Un riconoscimento che premia la stabilità e l’equilibrio di Palazzo Chigi e della Farnesina a guida Antonio Tajani. Diplomazia, cultura, solidità economica e capacità di mediazione sono gli elementi che hanno riportato Roma al centro della scena internazionale. A confermare il peso crescente dell’Italia anche sul piano negoziale, bastano due episodi recenti: per due volte Tony Blair, già primo ministro britannico e oggi consulente di vari governi del Medio Oriente, è venuto a Roma per riunioni riservate a Palazzo Chigi. Incontri discreti, ma che segnalano come l’Italia sia tornata a essere interlocutore di primo piano nei dossier mediorientali, un canale utile tanto per Washington quanto per Londra, Gerusalemme e Il Cairo. A sostenere questa linea è anche la credibilità delle forze armate italiane. Le missioni di peacekeeping condotte negli ultimi vent’anni — dai Balcani al Libano, dall’Iraq al Kosovo, dal Corno d’Africa al Sahel — hanno consolidato una reputazione di professionalità e affidabilità riconosciuta a livello mondiale.
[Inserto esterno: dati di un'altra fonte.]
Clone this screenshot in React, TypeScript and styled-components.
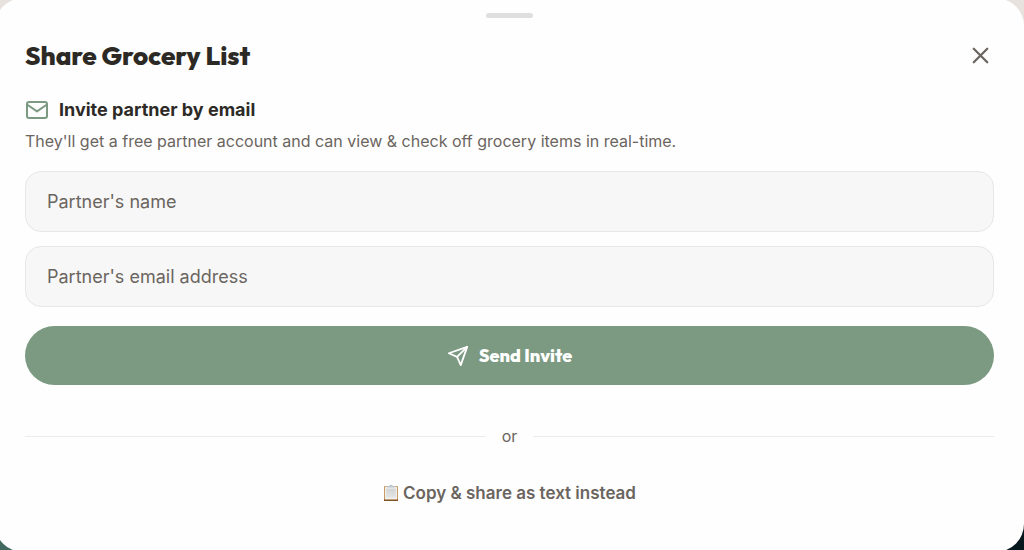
import React, { useState } from "react";
import styled, { createGlobalStyle } from "styled-components";

const GlobalStyle = createGlobalStyle`
  * { box-sizing: border-box; }
  body {
    margin: 0;
    font-family: Inter, "Liberation Sans", sans-serif;
    color: #2d2a26;
  }
`;

const displayFont = `Outfit, Lato, "Liberation Sans", sans-serif`;

const Backdrop = styled.div`
  min-height: 100vh;
  overflow: hidden;
  background: linear-gradient(to bottom, #e8e2de 50%, transparent 50%),
    linear-gradient(to right, #41695f 50%, #07171e 50%);
`;

const Sheet = styled.main`
  margin: -2px 0 -2px -5px;
  min-height: calc(100vh + 4px);
  padding: 15px 30px 32px;
  border-radius: 28px;
  background: #fefefe;
`;

const Handle = styled.div`
  width: 47px;
  height: 5px;
  margin: 0 auto;
  border-radius: 3px;
  background: #dfdfdf;
`;

const Header = styled.header`
  display: flex;
  align-items: center;
  justify-content: space-between;
  margin-top: 20px;
`;

const Title = styled.h1`
  margin: 0;
  font: 800 26px/36px ${displayFont};
`;

const CloseButton = styled.button`
  display: flex;
  padding: 0 0 2px;
  border: 0;
  background: none;
  color: #6b6560;
  cursor: pointer;
`;

const SectionTitle = styled.h2`
  display: flex;
  align-items: center;
  gap: 10px;
  margin: 22px 0 0;
  font-size: 18px;
  font-weight: 700;
  line-height: 28px;

  svg { color: #7c9a82; }
`;

const Description = styled.p`
  margin: 5px 0 18px;
  font-size: 16px;
  line-height: 24px;
  color: #6b6560;
`;

const Form = styled.form`
  display: flex;
  flex-direction: column;
  gap: 14px;
`;

const Field = styled.input`
  width: 100%;
  height: 61px;
  padding: 0 21px;
  border: 1px solid #e7e7e7;
  border-radius: 16px;
  background: #f7f7f7;
  color: #2d2a26;
  font: 400 18px/28px Inter, "Liberation Sans", sans-serif;

  &::placeholder { color: #6b6560; opacity: 1; }
`;

const SubmitButton = styled.button`
  display: flex;
  align-items: center;
  justify-content: center;
  gap: 10px;
  height: 59px;
  margin-top: 5px;
  border: 0;
  border-radius: 30px;
  background: #7c9a82;
  color: #fff;
  font: 800 18px/24px ${displayFont};
  cursor: pointer;
`;

const Divider = styled.div`
  display: flex;
  align-items: center;
  gap: 16px;
  margin: 39px 0 32px;
  font-size: 16px;
  line-height: 24px;
  color: #6b6560;

  &::before, &::after {
    content: "";
    flex: 1;
    height: 1px;
    background: #ececec;
  }
`;

const CopyButton = styled.button`
  display: flex;
  align-items: center;
  justify-content: center;
  gap: 4px;
  width: 100%;
  padding: 0;
  border: 0;
  background: none;
  color: #6b6560;
  font: 600 17px/26px Inter, "Liberation Sans", sans-serif;
  cursor: pointer;
`;

const LineIcon = styled.svg.attrs({
  viewBox: "0 0 24 24",
  fill: "none",
  stroke: "currentColor",
  strokeWidth: 2,
  strokeLinecap: "round",
  strokeLinejoin: "round",
  "aria-hidden": true,
})`
  flex: none;
`;

function Clipboard() {
  return (
    <svg width="16" height="18" viewBox="0 0 16 18" aria-hidden="true">
      <defs>
        <linearGradient id="paper" x1="0" y1="0" x2="0" y2="1">
          <stop offset="0" stopColor="#d2d3d5" />
          <stop offset="1" stopColor="#e4e4e4" />
        </linearGradient>
      </defs>
      <rect x="1" y="2" width="14" height="15" rx="0.6" fill="#c69a62" />
      <path d="M1 15.4h14V17H1z" fill="#80501f" />
      <rect x="2" y="2.8" width="12" height="12.6" fill="#f0f0ef" />
      <rect x="3.2" y="4.6" width="9.6" height="9" fill="url(#paper)" />
      <path d="M4 3.4V2.2h2.2Q6.4.8 8 .8t1.8 1.4H12v1.2z" fill="#b9c8d2" />
    </svg>
  );
}

export default function App() {
  const [name, setName] = useState("");
  const [email, setEmail] = useState("");

  return (
    <Backdrop>
      <GlobalStyle />
      <Sheet>
        <Handle />
        <Header>
          <Title>Share Grocery List</Title>
          <CloseButton type="button" aria-label="Close">
            <LineIcon width={27} height={27}>
              <path d="M18 6 6 18M6 6l12 12" />
            </LineIcon>
          </CloseButton>
        </Header>
        <SectionTitle>
          <LineIcon width={24} height={24}>
            <rect x="2" y="4" width="20" height="16" rx="2" />
            <path d="m2.4 6.8 9.6 6.6 9.6-6.6" />
          </LineIcon>
          Invite partner by email
        </SectionTitle>
        <Description>
          They'll get a free partner account and can view &amp; check off grocery items in real-time.
        </Description>
        <Form onSubmit={(e) => e.preventDefault()}>
          <Field
            type="text"
            aria-label="Partner's name"
            placeholder="Partner's name"
            value={name}
            onChange={(e) => setName(e.target.value)}
          />
          <Field
            type="email"
            aria-label="Partner's email address"
            placeholder="Partner's email address"
            value={email}
            onChange={(e) => setEmail(e.target.value)}
          />
          <SubmitButton type="submit">
            <LineIcon width={22} height={22}>
              <path d="M22 2 11 13" />
              <path d="m22 2-7 20-4-9-9-4z" />
            </LineIcon>
            Send Invite
          </SubmitButton>
        </Form>
        <Divider>or</Divider>
        <CopyButton type="button">
          <Clipboard />
          Copy &amp; share as text instead
        </CopyButton>
      </Sheet>
    </Backdrop>
  );
}
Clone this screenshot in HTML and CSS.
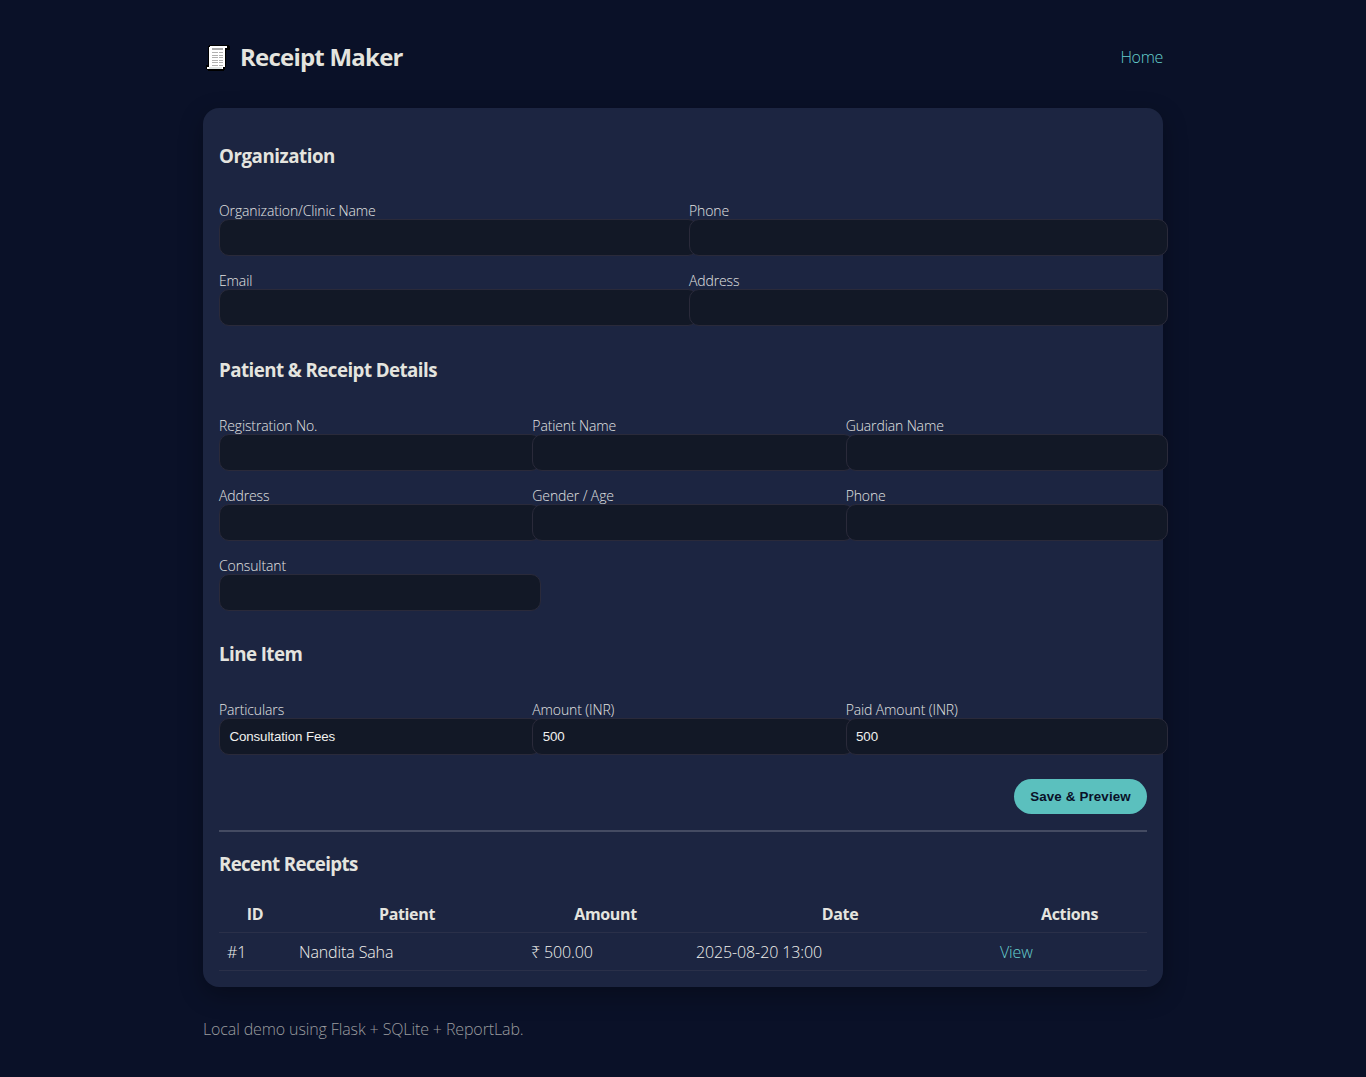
FILE: index.html
```
<!DOCTYPE html>
<html lang="en">
<head>
<meta charset="utf-8">
<title>Receipt Maker</title>
<link rel="stylesheet" href="styles.css">
</head>
<body>
<div class="container">
  <header class="header">
    <h1 class="brand">
      <svg class="logo" width="24" height="28" viewBox="0 0 24 28" shape-rendering="crispEdges" aria-hidden="true">
        <path d="M3 1H22L24 3V6H20V22L18 27H2L0 25V21H2V2Z" fill="#000"/>
        <path d="M4 2H21V4H19V23H17V25H1V23H3V3H4Z" fill="#fff"/>
        <path d="M3 23H16V25H3Z" fill="#e0e4e4"/>
        <path d="M6 4H17V6H6Z" fill="#aaa"/>
        <path d="M6 8.5H12M13 8.5H17M6 11.5H12M13 11.5H17M6 13.5H12M13 13.5H17M6 16.5H12M13 16.5H17M6 18.5H12M13 18.5H17M6 21.5H12M13 21.5H17" stroke="#b0b0b0"/>
      </svg>
      <span>Receipt Maker</span>
    </h1>
    <nav><a class="link home" href="#">Home</a></nav>
  </header>

  <main class="card">
    <form>
      <h3 class="title org">Organization</h3>
      <div class="grid two">
        <label><span>Organization/Clinic Name</span><input type="text"></label>
        <label><span>Phone</span><input type="text"></label>
        <label><span>Email</span><input type="text"></label>
        <label><span>Address</span><input type="text"></label>
      </div>
      <h3 class="title patient">Patient &amp; Receipt Details</h3>
      <div class="grid three">
        <label><span>Registration No.</span><input type="text"></label>
        <label><span>Patient Name</span><input type="text"></label>
        <label><span>Guardian Name</span><input type="text"></label>
        <label><span>Address</span><input type="text"></label>
        <label><span>Gender / Age</span><input type="text"></label>
        <label><span>Phone</span><input type="text"></label>
        <label><span>Consultant</span><input type="text"></label>
      </div>
      <h3 class="title line">Line Item</h3>
      <div class="grid three">
        <label><span>Particulars</span><input type="text" value="Consultation Fees"></label>
        <label><span>Amount (INR)</span><input type="text" value="500"></label>
        <label><span>Paid Amount (INR)</span><input type="text" value="500"></label>
      </div>
      <div class="actions"><button type="button" class="btn">Save &amp; Preview</button></div>
    </form>
    <hr class="rule">
    <h3 class="title recent">Recent Receipts</h3>
    <table class="table">
      <colgroup><col class="c-id"><col class="c-patient"><col class="c-amount"><col class="c-date"><col></colgroup>
      <thead><tr><th>ID</th><th>Patient</th><th>Amount</th><th>Date</th><th>Actions</th></tr></thead>
      <tbody><tr><td>#1</td><td>Nandita Saha</td><td>₹ 500.00</td><td>2025-08-20 13:00</td><td><a class="link" href="#">View</a></td></tr></tbody>
    </table>
  </main>

  <footer class="footer">Local demo using Flask + SQLite + ReportLab.</footer>
</div>
</body>
</html>
```
FILE: styles.css
```
html {
  background: #0a1128;
}

body {
  margin: 0;
  color: #f2f2ee;
  font: 350 16px/21px "Open Sans", "Noto Sans", sans-serif;
  letter-spacing: -0.12px;
}

.container {
  width: 960px;
  margin: 0 auto;
  padding-top: 24px;
}

.header {
  display: flex;
  align-items: center;
  justify-content: space-between;
  height: 66px;
  margin-bottom: 18px;
}

.brand {
  display: flex;
  align-items: center;
  gap: 10px;
  margin: 0;
  padding-left: 3px;
  color: #e4e4df;
  font-size: 24px;
  font-weight: 700;
  line-height: 32px;
  letter-spacing: -0.78px;
}

.logo {
  margin-top: 2px;
}

.link {
  color: #66d0ce;
  text-decoration: none;
}

.home {
  letter-spacing: -0.3px;
}

.card {
  box-sizing: border-box;
  height: 879px;
  padding: 16px;
  border-radius: 16px;
  background: #1c2541;
  box-shadow: 0 8px 24px rgba(0, 0, 0, 0.3);
}

.title {
  margin: 0;
  color: #e4e4df;
  font-size: 18.72px;
  font-weight: 700;
  line-height: 25px;
  letter-spacing: -0.55px;
}

.org { padding: 19px 0 33px; letter-spacing: -0.45px; }
.patient { padding: 31px 0 34px; }
.line { padding: 30px 0 34px; }

.grid {
  display: grid;
  column-gap: 12px;
  row-gap: 15px;
}

.two { grid-template-columns: repeat(2, 1fr); }
.three { grid-template-columns: repeat(3, 1fr); }

.grid label {
  display: block;
  min-width: 0;
  font-size: 14px;
  line-height: 16px;
  color: #e2e3e1;
}

.grid span {
  display: block;
  padding-top: 2px;
}

.grid input {
  display: block;
  width: 100%;
  height: 15px;
  padding: 10px 9.4px;
  border: 1px solid #2a2a3a;
  border-radius: 10px;
  background: #121826;
  color: #f0f0ee;
  font: 13.33px/15px "Liberation Sans", Arial, sans-serif;
  letter-spacing: -0.1px;
}

.actions {
  display: flex;
  justify-content: flex-end;
  padding-top: 24px;
}

.btn {
  width: 133px;
  height: 35px;
  padding: 0;
  border: 0;
  border-radius: 18px;
  background: #5bc0be;
  color: #0a1128;
  font: 700 13.33px/15px "Liberation Sans", Arial, sans-serif;
  letter-spacing: 0.15px;
}

.rule {
  height: 2px;
  margin: 16px 0 19px;
  border: 0;
  background: #444b62;
}

.recent { padding-bottom: 19px; letter-spacing: -0.65px; }

.table {
  width: 100%;
  table-layout: fixed;
  border-collapse: collapse;
}

.c-id { width: 72px; }
.c-patient { width: 232px; }
.c-amount { width: 165px; }
.c-date { width: 304px; }

.table th,
.table td {
  height: 21px;
  padding: 9px 8px 7px;
  border-bottom: 1px solid #2a3049;
  text-align: left;
}

.table th {
  color: #e4e4df;
  font-weight: 700;
  text-align: center;
  letter-spacing: -0.35px;
}

.footer {
  margin-top: 32px;
  color: #9a9c9f;
}
```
Oggi l’Italia partecipa a oltre trenta missioni internazionali, con circa seimila militari impegnati sotto bandiera ONU, NATO e Unione Europea. In Libano, il comando di UNIFIL è stato più volte affidato a generali italiani. In Iraq e nel Mediterraneo, i reparti italiani sono considerati tra i più esperti nella gestione di crisi ibride e nella mediazione tra forze locali. Accanto alla forza diplomatica e militare, c’è quella culturale. L’italiano resta una delle cinque lingue più studiate al mondo, anche in Paesi non europei. Arte, letteratura, cinema, musica e design continuano a essere ambasciatori naturali del soft power italiano. Il made in Italy non è solo un marchio economico: è un linguaggio universale che unisce qualità, misura e riconoscibilità. E l’Italia guida anche il dialogo interreligioso. È a Roma che le tre grandi religioni monoteiste trovano un terreno di incontro unico, mantenendo aperti i canali con il mondo islamico e con quello ebraico, anche nei momenti più difficili.